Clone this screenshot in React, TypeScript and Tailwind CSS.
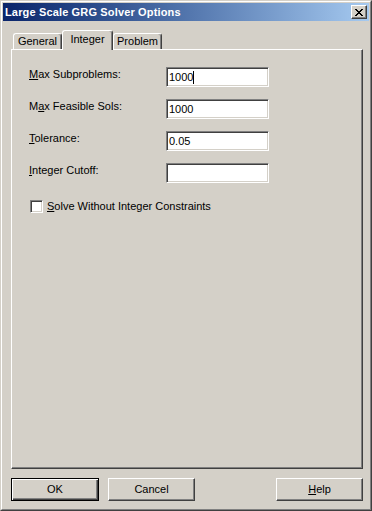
const raised =
  'border border-t-white border-l-white border-r-[#404040] border-b-[#404040] shadow-[inset_-1px_-1px_0_#808080]';
const sunken =
  'border border-t-[#808080] border-l-[#808080] border-r-white border-b-white shadow-[inset_1px_1px_0_#404040,inset_-1px_-1px_0_#D4D0C8]';

const Field = ({ label, value, caret }: { label: React.ReactNode; value: string; caret?: boolean }) => (
  <div className="flex items-start h-[20px]">
    <div className="w-[137px] pt-[1px] leading-[13px]">{label}</div>
    <div className={`${sunken} w-[103px] h-[20px] bg-white flex items-center pl-[2px] pt-[1px] leading-[13px]`}>
      <span>{value}</span>
      {caret && <span className="inline-block w-px h-[13px] bg-black" />}
    </div>
  </div>
);

const Tab = ({ label, active, w }: { label: string; active?: boolean; w: string }) => (
  <div
    className={`${w} flex items-center justify-center rounded-t-[3px] bg-[#D4D0C8] border-t border-l border-white border-r border-r-[#404040] shadow-[inset_-1px_0_0_#808080] ${
      active ? 'relative z-10 h-[20px] -mb-px pb-[2px]' : 'h-[16px]'
    }`}
  >
    {label}
  </div>
);

export default function App() {
  return (
    <div
      className="w-[372px] h-[511px] bg-[#D4D0C8] border border-t-[#D4D0C8] border-l-[#D4D0C8] border-r-[#404040] border-b-[#404040] text-[11px] text-black"
      style={{ fontFamily: '"Liberation Sans", Arial, sans-serif' }}
    >
      <div className="h-full border border-t-white border-l-white border-r-[#808080] border-b-[#808080] p-px flex flex-col">
        {/* Title bar */}
        <div className="h-[18px] flex items-center bg-gradient-to-r from-[#0A246A] to-[#A6CAF0] pl-[2px] pr-[2px]">
          <span className="text-white font-bold tracking-[0.15px] leading-[13px]">Large Scale GRG Solver Options</span>
          <div className={`${raised} ml-auto w-[16px] h-[14px] bg-[#D4D0C8] flex items-center justify-center`}>
            <svg width="8" height="7" viewBox="0 0 8 7" shapeRendering="crispEdges">
              <path
                d="M0 0h2v1h-2zM6 0h2v1h-2zM1 1h2v1h-2zM5 1h2v1h-2zM2 2h4v1h-4zM3 3h2v1h-2zM2 4h4v1h-4zM1 5h2v1h-2zM5 5h2v1h-2zM0 6h2v1h-2zM6 6h2v1h-2z"
                fill="#000"
              />
            </svg>
          </div>
        </div>

        <div className="flex-1 flex flex-col pl-[8px] pr-[6px]">
          {/* Tabs */}
          <div className="mt-[9px] h-[19px] flex items-end pl-[2px]">
            <Tab label="General" w="w-[49px]" />
            <Tab label="Integer" w="w-[51px]" active />
            <Tab label="Problem" w="w-[49px]" />
          </div>

          {/* Panel */}
          <div className="h-[420px] border border-t-white border-l-white border-r-[#404040] border-b-[#404040] shadow-[inset_-1px_-1px_0_#808080] pt-[17px] pl-[17px] flex flex-col gap-[12px]">
            <Field label={<><u>M</u>ax Subproblems:</>} value="1000" caret />
            <Field label={<>M<u>a</u>x Feasible Sols:</>} value="1000" />
            <Field label={<><u>T</u>olerance:</>} value="0.05" />
            <Field label={<><u>I</u>nteger Cutoff:</>} value="" />
            <div className="flex items-center mt-[5px] ml-[1px] h-[13px]">
              <div className={`${sunken} w-[13px] h-[13px] bg-white`} />
              <span className="ml-[4px] leading-[13px]">
                <u>S</u>olve Without Integer Constraints
              </span>
            </div>
          </div>

          {/* Buttons */}
          <div className="mt-[9px] h-[23px] flex">
            <button className="w-[88px] h-[23px] bg-[#D4D0C8] border border-black shadow-[inset_1px_1px_0_white,inset_-1px_-1px_0_#404040,inset_-2px_-2px_0_#808080] leading-[13px]">
              OK
            </button>
            <button className={`${raised} ml-[9px] w-[87px] h-[23px] bg-[#D4D0C8] leading-[13px]`}>Cancel</button>
            <button className={`${raised} ml-auto w-[87px] h-[23px] bg-[#D4D0C8] leading-[13px]`}>
              <u>H</u>elp
            </button>
          </div>
        </div>
      </div>
    </div>
  );
}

======

- CHALLENGE -
Copy all the lines of data exactly as they appear, dropping any images.

- EXERCISE SOLUTION -
Clone this screenshot in React, TypeScript and Tailwind CSS.
const raised =
  'border border-t-white border-l-white border-r-[#404040] border-b-[#404040] shadow-[inset_-1px_-1px_0_#808080]';
const sunken =
  'border border-t-[#808080] border-l-[#808080] border-r-white border-b-white shadow-[inset_1px_1px_0_#404040,inset_-1px_-1px_0_#D4D0C8]';

const Field = ({ label, value, caret }: { label: React.ReactNode; value: string; caret?: boolean }) => (
  <div className="flex items-start h-[20px]">
    <div className="w-[137px] pt-[1px] leading-[13px]">{label}</div>
    <div className={`${sunken} w-[103px] h-[20px] bg-white flex items-center pl-[2px] pt-[1px] leading-[13px]`}>
      <span>{value}</span>
      {caret && <span className="inline-block w-px h-[13px] bg-black" />}
    </div>
  </div>
);

const Tab = ({ label, active, w }: { label: string; active?: boolean; w: string }) => (
  <div
    className={`${w} flex items-center justify-center rounded-t-[3px] bg-[#D4D0C8] border-t border-l border-white border-r border-r-[#404040] shadow-[inset_-1px_0_0_#808080] ${
      active ? 'relative z-10 h-[20px] -mb-px pb-[2px]' : 'h-[16px]'
    }`}
  >
    {label}
  </div>
);

export default function App() {
  return (
    <div
      className="w-[372px] h-[511px] bg-[#D4D0C8] border border-t-[#D4D0C8] border-l-[#D4D0C8] border-r-[#404040] border-b-[#404040] text-[11px] text-black"
      style={{ fontFamily: '"Liberation Sans", Arial, sans-serif' }}
    >
      <div className="h-full border border-t-white border-l-white border-r-[#808080] border-b-[#808080] p-px flex flex-col">
        {/* Title bar */}
        <div className="h-[18px] flex items-center bg-gradient-to-r from-[#0A246A] to-[#A6CAF0] pl-[2px] pr-[2px]">
          <span className="text-white font-bold tracking-[0.15px] leading-[13px]">Large Scale GRG Solver Options</span>
          <div className={`${raised} ml-auto w-[16px] h-[14px] bg-[#D4D0C8] flex items-center justify-center`}>
            <svg width="8" height="7" viewBox="0 0 8 7" shapeRendering="crispEdges">
              <path
                d="M0 0h2v1h-2zM6 0h2v1h-2zM1 1h2v1h-2zM5 1h2v1h-2zM2 2h4v1h-4zM3 3h2v1h-2zM2 4h4v1h-4zM1 5h2v1h-2zM5 5h2v1h-2zM0 6h2v1h-2zM6 6h2v1h-2z"
                fill="#000"
              />
            </svg>
          </div>
        </div>

        <div className="flex-1 flex flex-col pl-[8px] pr-[6px]">
          {/* Tabs */}
          <div className="mt-[9px] h-[19px] flex items-end pl-[2px]">
            <Tab label="General" w="w-[49px]" />
            <Tab label="Integer" w="w-[51px]" active />
            <Tab label="Problem" w="w-[49px]" />
          </div>

          {/* Panel */}
          <div className="h-[420px] border border-t-white border-l-white border-r-[#404040] border-b-[#404040] shadow-[inset_-1px_-1px_0_#808080] pt-[17px] pl-[17px] flex flex-col gap-[12px]">
            <Field label={<><u>M</u>ax Subproblems:</>} value="1000" caret />
            <Field label={<>M<u>a</u>x Feasible Sols:</>} value="1000" />
            <Field label={<><u>T</u>olerance:</>} value="0.05" />
            <Field label={<><u>I</u>nteger Cutoff:</>} value="" />
            <div className="flex items-center mt-[5px] ml-[1px] h-[13px]">
              <div className={`${sunken} w-[13px] h-[13px] bg-white`} />
              <span className="ml-[4px] leading-[13px]">
                <u>S</u>olve Without Integer Constraints
              </span>
            </div>
          </div>

          {/* Buttons */}
          <div className="mt-[9px] h-[23px] flex">
            <button className="w-[88px] h-[23px] bg-[#D4D0C8] border border-black shadow-[inset_1px_1px_0_white,inset_-1px_-1px_0_#404040,inset_-2px_-2px_0_#808080] leading-[13px]">
              OK
            </button>
            <button className={`${raised} ml-[9px] w-[87px] h-[23px] bg-[#D4D0C8] leading-[13px]`}>Cancel</button>
            <button className={`${raised} ml-auto w-[87px] h-[23px] bg-[#D4D0C8] leading-[13px]`}>
              <u>H</u>elp
            </button>
          </div>
        </div>
      </div>
    </div>
  );
}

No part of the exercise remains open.